À mon avis, les propos du président du conseil de la Réserve fédérale américaine la semaine dernière étaient purement performatifs et ne changent rien à mes perspectives.
Les banques centrales veillent à ce que les anticipations d'inflation à plus long terme (plutôt que celles à court terme) soient « bien ancrées ».
Après la décote de S&P en 2011, les marchés semblent désensibilisés aux avertissements et aux décotes de la dette américaine.
La semaine dernière, trois événements intéressants ont attisé l’incertitude des investisseurs : les taux des obligations américaines à long terme ont augmenté de manière significative par suite de l’adjudication décevante des effets du Trésor américain à 30 ans1 et des propos bellicistes du président du conseil de la Réserve fédérale américaine, Jay Powell, qui a affirmé que les autorités monétaires ne sont pas encore prêtes à déclarer la fin du resserrement de la politique monétaire. De plus, des sondages ont révélé que les anticipations d’inflation des consommateurs de la zone euro et des États-Unis ont augmenté. Enfin, vendredi dernier, à quelques jours d'une possible paralysie des services publics américains, Moody's a annoncé que ses perspectives à l’égard de la dette américaine sont passées de neutres à négatives et a menacé d'abaisser la cote de crédit des États-Unis. Tout cela est effectivement très intéressant, mais je ne crois pas que ce soit très pertinent pour les marchés et voici pourquoi.

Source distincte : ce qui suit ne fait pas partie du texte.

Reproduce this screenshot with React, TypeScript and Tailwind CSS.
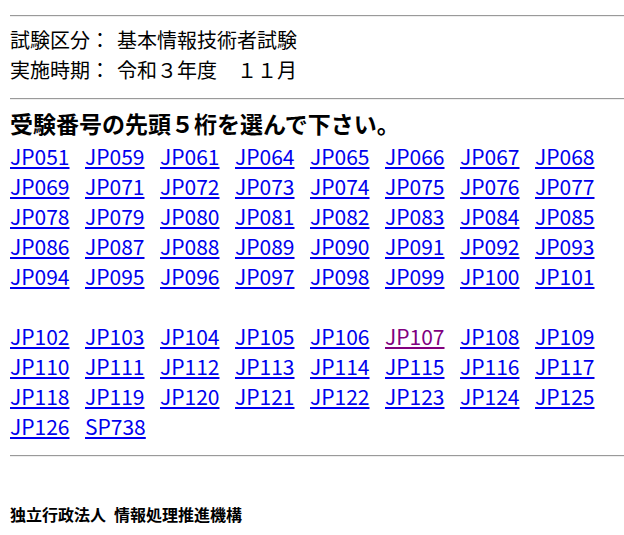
import React from "react";

const rows1 = [
  ["JP051", "JP059", "JP061", "JP064", "JP065", "JP066", "JP067", "JP068"],
  ["JP069", "JP071", "JP072", "JP073", "JP074", "JP075", "JP076", "JP077"],
  ["JP078", "JP079", "JP080", "JP081", "JP082", "JP083", "JP084", "JP085"],
  ["JP086", "JP087", "JP088", "JP089", "JP090", "JP091", "JP092", "JP093"],
  ["JP094", "JP095", "JP096", "JP097", "JP098", "JP099", "JP100", "JP101"],
];
const rows2 = [
  ["JP102", "JP103", "JP104", "JP105", "JP106", "JP107", "JP108", "JP109"],
  ["JP110", "JP111", "JP112", "JP113", "JP114", "JP115", "JP116", "JP117"],
  ["JP118", "JP119", "JP120", "JP121", "JP122", "JP123", "JP124", "JP125"],
  ["JP126", "SP738"],
];

function LinkRow({ items }: { items: string[] }) {
  return (
    <div className="flex h-[30px] items-center text-[21px]">
      {items.map((c) => (
        <div key={c} className="w-[75px] shrink-0">
          <a
            href="#"
            className={
              "underline underline-offset-[2px] " +
              (c === "JP107" ? "text-[#800080]" : "text-[#0000ee]")
            }
          >
            {c}
          </a>
        </div>
      ))}
    </div>
  );
}

function Hr() {
  return <div className="h-[2px] border-t border-t-[#9a9a9a] border-b border-b-[#eeeeee]" />;
}

export default function App() {
  return (
    <div
      className="bg-white w-[624px] h-[535px] overflow-hidden pl-[10px] pt-[15px] text-black text-[20px] leading-[30px]"
      style={{ fontFamily: '"Noto Sans CJK JP", "Liberation Sans", sans-serif' }}
    >
      <Hr />
      <div className="mt-[8px]">
        <div>
          試験区分：<span className="ml-[7px]">基本情報技術者試験</span>
        </div>
        <div>
          実施時期：<span className="ml-[7px]">令和３年度　１１月</span>
        </div>
      </div>
      <div className="mt-[13px]">
        <Hr />
      </div>
      <div className="mt-[8px] text-[23px] font-bold leading-[30px]">受験番号の先頭５桁を選んで下さい。</div>
      <div className="mt-[3px]">
        {rows1.map((r, i) => (
          <LinkRow key={i} items={r} />
        ))}
        <div className="h-[30px]" />
        {rows2.map((r, i) => (
          <LinkRow key={"b" + i} items={r} />
        ))}
      </div>
      <div className="mt-[14px]">
        <Hr />
      </div>
      <div className="mt-[47px] text-[16px] font-bold leading-[20px]">
        独立行政法人<span className="ml-[8px]">情報処理推進機構</span>
      </div>
    </div>
  );
}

Je m’attendais à ce que les dirigeants du Federal Open Market Committee (FOMC) reviennent à un « Fedspeak » belliciste si les marchés se montraient trop enthousiastes. Pour citer la reine Gertrude dans Hamlet de Shakespeare, je crois que M. Powell « proteste trop ». À mon avis, ses propos de la semaine dernière étaient purement performatifs et avaient pour but de stabiliser les conditions financières; ils n’ont rien changé à mes perspectives.
Il en va de même d’autres propos bellicistes tenus récemment par la Fed, comme l’avertissement récent de Neel Kashkari, gouverneur de la Réserve fédérale de Minneapolis, qui a dit : « Nous n’avons pas complètement résolu le problème de l’inflation. Nous avons encore du pain sur la planche pour en arriver là »2, ce qui est tout à fait normal, puisque les marchés ont commencé à se réjouir un peu trop tôt au goût de la Fed.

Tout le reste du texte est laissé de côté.